Following along after The Computer Music Tutorial, Curtis Roads' Microsound is a good deal more than the most standard and comprehensive treatment on the subject of granular synthesis – it’s also a book that explicitly places the practice and process in a compositional context. More so than The Computer Music Tutorial, it’s an interesting balance between being a theoretical and a practical guide.

Those relationships are clearly laid out by a quick scan of the Table of Contents: Its early chapters provide an overview of how we structure time in the practice of composition itself – he contextualizes microsound as he defines it by gradually zooming on on temporal structure until he’s looking at those sounds which live at the very threshold of temporal and timbral perception, and then provides the finest guide out there to the types and methods for manipulation at those scales – audio work in the territory between what you might think of as the sampled sound and sound objects or processes made from them.

And that territory is wide and rich – from more traditional computer music (Curtis’ own compositions and canonical works such as Barry Truax’s Riverrun) to Autechre’s work – their collaborations with Andrew MacKenzie come to mind here (it will surprise no one that Autechre invited Curtis Roads to perform when they took their turn curating the All Tomorrow’s Parties festival). The interest in and possibilities of working at the microsound level are now widely available – Nathan Wolek’s MSP granular toolkit, iPad applications such as Borderlands, and the Nebulae Eurorack analog synth module all come to mind right away. When it comes to understanding the low-level processes and how they can be manipulated to achieve results, the middle chapters of Microsound is the finest guide to the implementation of granular synthesis I have yet found.

Microsound deserves a place on your bookshelf for what happens in the center of the book: a clear and concise explanation of grain types and the techniques for synthesis and transformation – from windowing to phase vocoding and Fourier and Gabor transforms. One of the great features of the book’s center is that it covers windowed and non-windowed approaches, whose effects can vary widely (Here’s a little epiphany from the book: “Windowing is akin to synchronous granulation.” Think about that over your next cup of coffee).

Just as there are readers out there who may find the discussions of granulation in the original Computer Music Tutorial to be all they need, you may find yourself thinking that the center section of Microsound is all you need. I'd like to suggest that - for me, anyway - the real meat of the book lies at its edges.

One of the ways that Curtis Roads diverges from the content of the Computer Music Tutorial in Microsound might be described as personalizing and providing a theoretical discussion of the material he works with - thinking about the tools that he thinks with.

In the same way that we can discuss FM synthesis as a compositional process in which the modification of timbres created by doing frequency module become the subject or means of the composition rather than thinking merely of the best way to synthesize the sound of an electric piano (cf. John Chowning's work), Roads engages with something more than the technique - he's interested in thinking about the ways in which granulation is used rather than a mere description of method. Unsurprisingly, that interest is personal and tied to a body of practice - his own.

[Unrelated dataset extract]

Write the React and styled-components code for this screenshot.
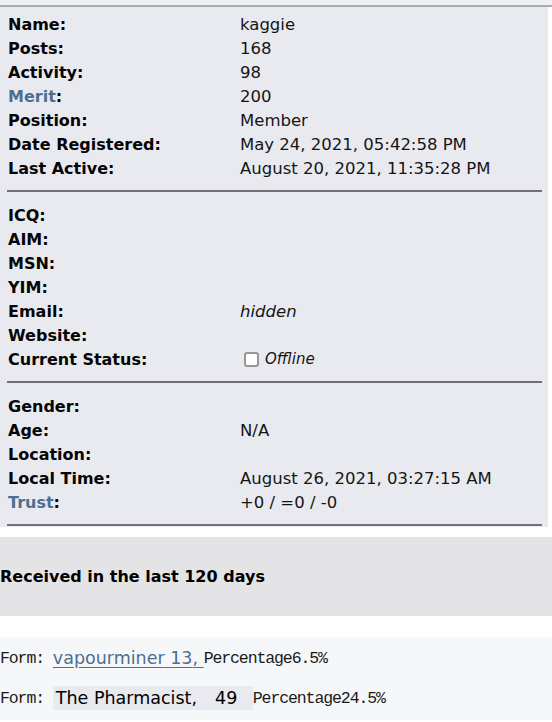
import React from 'react';
import styled, { createGlobalStyle } from 'styled-components';

const profile = [
	[
		['Name', 'kaggie'],
		['Posts', '168'],
		['Activity', '98'],
		['Merit', '200', true],
		['Position', 'Member'],
		['Date Registered', 'May 24, 2021, 05:42:58 PM'],
		['Last Active', 'August 20, 2021, 11:35:28 PM'],
	],
	[
		['ICQ', ''],
		['AIM', ''],
		['MSN', ''],
		['YIM', ''],
		['Email', 'hidden', false, 'italic'],
		['Website', ''],
		['Current Status', 'Offline', false, 'status'],
	],
	[
		['Gender', ''],
		['Age', 'N/A'],
		['Location', ''],
		['Local Time', 'August 26, 2021, 03:27:15 AM'],
		['Trust', '+0 / =0 / -0', true],
	],
];

const senders = [
	{ name: 'vapourminer', count: 13, pct: '6.5%', link: true },
	{ name: 'The Pharmacist', count: 49, pct: '24.5%', link: false },
];

function App() {
	return (
		<>
			<GlobalStyle />
			<Page>
				<Frame>
					<Panel>
						{profile.map((section, i) => (
							<React.Fragment key={i}>
								<Section first={i === 0}>
									{section.map(([label, value, linked, kind]) => (
										<Row key={label}>
											<Label>
												{linked ? <LabelLink>{label}</LabelLink> : label}:
											</Label>
											<Value italic={kind === 'italic'}>
												{kind === 'status' ? (
													<>
														<StatusBox />
														<StatusText>{value}</StatusText>
													</>
												) : value}
											</Value>
										</Row>
									))}
								</Section>
								<Divider />
							</React.Fragment>
						))}
					</Panel>
				</Frame>

				<Heading>Received in the last 120 days</Heading>

				<SenderList>
					{senders.map((s) => (
						<SenderRow key={s.name}>
							<Mono>Form: </Mono>
							{s.link ? (
								<SenderLink>{s.name} {s.count}, </SenderLink>
							) : (
								<Highlight>
									{s.name},<Count>{s.count}</Count>
								</Highlight>
							)}
							<Mono>Percentage{s.pct}</Mono>
						</SenderRow>
					))}
				</SenderList>
			</Page>
		</>
	);
}

// ======== styles ==========
const GlobalStyle = createGlobalStyle`
	body {
		margin: 0;
		background: #ffffff;
		font-family: "DejaVu Sans", Verdana, sans-serif;
		color: #000;
	}
`

const Page = styled.div`
	width: 552px;
	padding-top: 5px;
	background: linear-gradient(#eef0f3 0, #eef0f3 5px, #fff 5px);
`

const Frame = styled.div`
	border-top: 2px solid #a9abb5;
	background: #fff;
`

const Panel = styled.div`
	width: 548px;
	background: #e9eaf0;
	padding-bottom: 1px;
`

const Section = styled.div`
	padding-top: ${props => (props.first ? '5px' : '11px')};
	padding-bottom: 10px;
`

const Row = styled.div`
	display: grid;
	grid-template-columns: 240px 1fr;
	height: 24px;
	align-items: center;
	font-size: 16px;
`

const Label = styled.div`
	padding-left: 8px;
	font-weight: bold;
	white-space: nowrap;
	color: #050505;
`

const LabelLink = styled.span`
	color: #4d6f91;
`

const Value = styled.div`
	display: flex;
	align-items: center;
	white-space: nowrap;
	font-size: 16.5px;
	color: #151515;
	font-style: ${props => (props.italic ? 'italic' : 'normal')};
`

const StatusBox = styled.span`
	box-sizing: border-box;
	width: 15px;
	height: 15px;
	margin-left: 4px;
	margin-right: 6px;
	border: 2.5px solid #979797;
	border-radius: 3px;
	background: #fff;
`

const StatusText = styled.span`
	font-style: italic;
	font-size: 15px;
`

const Divider = styled.hr`
	margin: 0 6px 0 7px;
	border: 0;
	height: 2px;
	background: #6f6f75;
`

const Heading = styled.h3`
	margin: 10px 0 0;
	height: 79px;
	display: flex;
	align-items: center;
	background: #e4e4e6;
	font-size: 16px;
	font-weight: bold;
`

const SenderList = styled.div`
	margin-top: 21px;
	padding: 1px 0 2px;
	background: #f6f7f9;
`

const SenderRow = styled.div`
	display: flex;
	align-items: center;
	height: 40px;
	white-space: pre;
`

const Mono = styled.span`
	font-family: "Liberation Mono", "Courier New", monospace;
	font-size: 16.5px;
	letter-spacing: -1.1px;
	color: #1a1a1a;
`

const SenderLink = styled.a`
	font-size: 17.5px;
	color: #4d6f91;
	text-decoration: underline;
	text-underline-offset: 3px;
`

const Highlight = styled.span`
	display: flex;
	align-items: center;
	height: 24px;
	width: 200px;
	padding-left: 3px;
	box-sizing: border-box;
	background: #e9eaf0;
	font-size: 17.5px;
`

const Count = styled.span`
	margin-left: 18px;
`

export default App;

Where the opening and closing sections of Microsound engages with these ideas, Curtis Roads' new book, Composing Electronic Music: A New Aesthetic foregrounds them. He wisely eschews the attempting the impossible task of generalizing the process of electronic composition, Roads instead builds upon Microsound to sketch out what he sees as the historical context of his own practice, its connection to tools and technique, and builds a personal vocabulary and aesthetic. The book itself is liberally salted with audio examples that can be played from the book's website in addition to a fascinating consideration of the very basic materials of the craft (pitch, duration, rhythm, etc.)

It's a compelling read for anyone who's ever wondered at how they might think of their own practice (I found his chapter on the notion of rhythm in electroacoustic music to be particularly interesting). In some respects, the book that most closely reminds me of Composing Electronic Music: A New Aesthetic is Trevor Wishart's Audible Design - a book/CD combination that fuses personal practice and technique to create something that's a personal vocabulary, and more the beginning of a conversation than a manifesto. In that regard, reading it led me to imagine what a similar book that fused theory and practice might read like from, say, Morton Subotnick or Eliane Radigue or Richard Devine. It's a thought-provoking addition to the other Curtis Roads titles on my bookshelf, and one which - on finishing it - gave me a better sense of Roads as a person and a composer.

In addition to our world being full of techniques and recorded objects, it's full of makers. This book is a fascinating portrait of the mind of a maker. I'm not sure that CM is going to help you construct your next techno track, but I think it will encourage you to think about the sources of your own inspiration and process.

by Gregory Taylor on April 5, 2016

Mike Metlay's icon

How strangely serendipitous! I had a little bit of free time in the office of RECORDING this week, and was clearing my bookshelf of titles that could be donated to my local library. I came across a copy of Microsound that had been sent to my predecessor for review and abandoned, and brought it home to read… how nice to see that it carries the approval of someone I respect greatly! And how awkward that I feel the need to start two different sentences in the same post with the word "how"…

mda's icon

Hi Gregory,

I would love to see a similar review of Curtis Roads' Computer Music Tutorial.